When the evening ended, I asked the President of Laemmle Theatres, Greg Laemmle, why he initiated this event eight years ago. “There is something about all of us Jews being together on Christmas Eve. My grandmother left Russia as a young girl during the Revolution, bouncing around Western Europe before coming to Los Angeles in 1939.  And yet, even after forty plus years in the United States, she would still feel a sense of foreboding at Christmas and Easter.  Why?  Because she still lived with the fear that these were the times when a violent pogrom could erupt out of nowhere.  For me, that was part of the motivation in creating a Christmas Eve event.  And obviously, ‘Fiddler’ is a natural choice.”

The themes of refugees and immigration animate the newest revival of “Fiddler on the Roof” on Broadway in a production that opened on December 20, 2015, to rave reviews.  (Spoiler alert!) In a controversial decision by esteemed director, Bartlett Sher, the play is bracketed with a framing device that has Danny Burstein, the talented actor playing Tevye, in a modern red parka telling the story as family history – “A fiddler on the roof? Sounds crazy, no?” Even more stunning is the conclusion of the show which offers an unmistakable nod to the global refugee crisis unfolding before our very eyes.

At American Jewish University this coming semester, I will teach a seminar in “experiential education” to our graduate students in Jewish Education. I cannot think of a more unusual, engaging and moving experience of Jewish community outside of a great prayer service than the “Fiddler on the Roof “ Sing-Along.

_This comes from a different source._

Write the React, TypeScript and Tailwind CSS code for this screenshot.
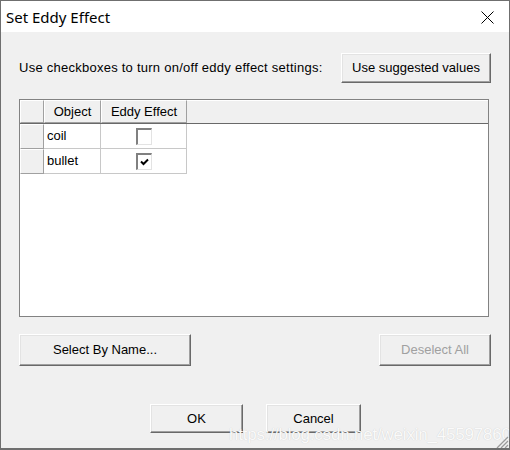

I encourage you to get your tickets early for next year’s sure-to-sell-out screenings. 

As the crowd filed out of the theater, the comments were universally positive. “Wonderful show!” “I hadn’t seen the film in thirty years – it holds up.” “I wanted my children to see it so they would understand.” “So much fun to sing along!” My response: “Thanks for coming. We’re still here. Shabbat shalom!”


Dr. Ron Wolfson is Fingerhut Professor of Education, American Jewish University and author of The Best Boy in the United States of America: A Memoir of Blessings and Kisses (Jewish Lights Publishing).